When the Eagles made it to the Super Bowl, I needed to buy a Super Bowl ticket for someone. You know, me, long-time sportswriter in town, somebody who allegedly has a bunch of connections. Well, I was able to use those connections to get a ticket. It was being scalped by somebody within the league -- no names, please. I believe my money passed through at least three sets of hands before it got to the person who was actually selling the ticket in the first place. I don't actually know the name of the person who originally got the ticket. I'm not even sure I know the names of all of the go-betweens.
It was a huge hassle but I was grateful for the way it worked out. I had to go to the ATM in Jacksonville on three consecutive days in order to get the money and ended up carrying around this enormous roll of $20s in my pocket for all of that time, but I was still grateful.
Price of ticket: $2,200.
Yeah, connections. Some people on the street were paying even more.

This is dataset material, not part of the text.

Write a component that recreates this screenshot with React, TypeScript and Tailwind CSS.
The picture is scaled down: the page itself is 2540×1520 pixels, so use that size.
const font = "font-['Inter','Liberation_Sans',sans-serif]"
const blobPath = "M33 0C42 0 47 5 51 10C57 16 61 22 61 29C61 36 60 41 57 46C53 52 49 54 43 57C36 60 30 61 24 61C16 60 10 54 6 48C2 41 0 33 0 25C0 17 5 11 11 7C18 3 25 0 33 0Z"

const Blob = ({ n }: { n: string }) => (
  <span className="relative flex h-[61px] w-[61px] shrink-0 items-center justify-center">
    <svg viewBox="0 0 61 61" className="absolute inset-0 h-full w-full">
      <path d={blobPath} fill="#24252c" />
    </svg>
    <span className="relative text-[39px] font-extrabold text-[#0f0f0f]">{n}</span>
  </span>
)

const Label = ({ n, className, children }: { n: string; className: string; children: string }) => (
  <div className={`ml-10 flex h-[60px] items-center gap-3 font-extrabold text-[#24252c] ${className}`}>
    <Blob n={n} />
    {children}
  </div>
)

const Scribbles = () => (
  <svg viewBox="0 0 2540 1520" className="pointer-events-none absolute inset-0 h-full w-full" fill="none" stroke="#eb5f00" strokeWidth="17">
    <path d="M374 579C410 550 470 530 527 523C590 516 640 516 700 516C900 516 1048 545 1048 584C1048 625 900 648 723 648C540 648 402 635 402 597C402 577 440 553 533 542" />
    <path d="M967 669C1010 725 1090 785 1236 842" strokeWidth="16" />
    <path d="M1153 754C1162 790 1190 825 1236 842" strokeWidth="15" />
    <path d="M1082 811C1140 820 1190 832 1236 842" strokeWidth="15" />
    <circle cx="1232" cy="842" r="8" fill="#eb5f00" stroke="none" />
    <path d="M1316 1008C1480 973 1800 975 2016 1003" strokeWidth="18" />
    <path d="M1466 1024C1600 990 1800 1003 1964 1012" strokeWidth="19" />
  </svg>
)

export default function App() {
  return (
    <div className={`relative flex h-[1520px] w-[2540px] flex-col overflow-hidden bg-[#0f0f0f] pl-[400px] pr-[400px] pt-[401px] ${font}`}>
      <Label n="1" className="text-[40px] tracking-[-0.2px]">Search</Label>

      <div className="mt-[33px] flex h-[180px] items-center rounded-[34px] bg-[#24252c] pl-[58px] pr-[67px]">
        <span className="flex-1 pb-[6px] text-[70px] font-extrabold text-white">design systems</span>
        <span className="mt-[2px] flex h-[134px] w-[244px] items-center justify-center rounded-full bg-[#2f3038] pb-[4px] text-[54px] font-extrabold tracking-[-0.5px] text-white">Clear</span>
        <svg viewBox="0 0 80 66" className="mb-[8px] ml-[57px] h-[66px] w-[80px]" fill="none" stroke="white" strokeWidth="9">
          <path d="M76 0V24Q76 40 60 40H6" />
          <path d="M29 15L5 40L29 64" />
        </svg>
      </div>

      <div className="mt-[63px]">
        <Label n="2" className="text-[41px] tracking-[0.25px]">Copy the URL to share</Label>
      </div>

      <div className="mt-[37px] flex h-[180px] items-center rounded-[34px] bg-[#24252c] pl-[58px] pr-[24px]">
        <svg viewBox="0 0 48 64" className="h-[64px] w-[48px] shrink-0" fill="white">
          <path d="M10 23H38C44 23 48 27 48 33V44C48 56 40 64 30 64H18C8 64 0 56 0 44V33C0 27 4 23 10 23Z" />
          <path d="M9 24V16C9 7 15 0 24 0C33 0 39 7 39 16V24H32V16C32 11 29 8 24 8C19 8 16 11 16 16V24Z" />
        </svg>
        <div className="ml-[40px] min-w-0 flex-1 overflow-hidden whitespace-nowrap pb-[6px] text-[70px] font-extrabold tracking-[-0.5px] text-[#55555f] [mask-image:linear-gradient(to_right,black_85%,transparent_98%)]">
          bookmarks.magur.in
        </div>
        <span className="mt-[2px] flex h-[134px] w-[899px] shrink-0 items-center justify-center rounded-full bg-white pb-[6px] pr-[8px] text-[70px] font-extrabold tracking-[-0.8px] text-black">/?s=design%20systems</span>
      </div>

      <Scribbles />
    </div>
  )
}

Five years later, you can go online and find your choice of tickets for a lot less. You can go right now on StubHub and get a seat in the upper deck in Tampa for about $1,600. You can get a lower level seat in the end zone, where my ticket was, for $2,000. Even though the face value on the tickets is now $800 -- up from $500 back then, if memory serves -- the price is down at least 10 percent. It could be a lot lower by Sunday because there are tons of tickets available.
But here's the question: why?
1) It's the economy, stupid.
2) The Arizona Cardinals remain a lame excuse for a Super Bowl participant.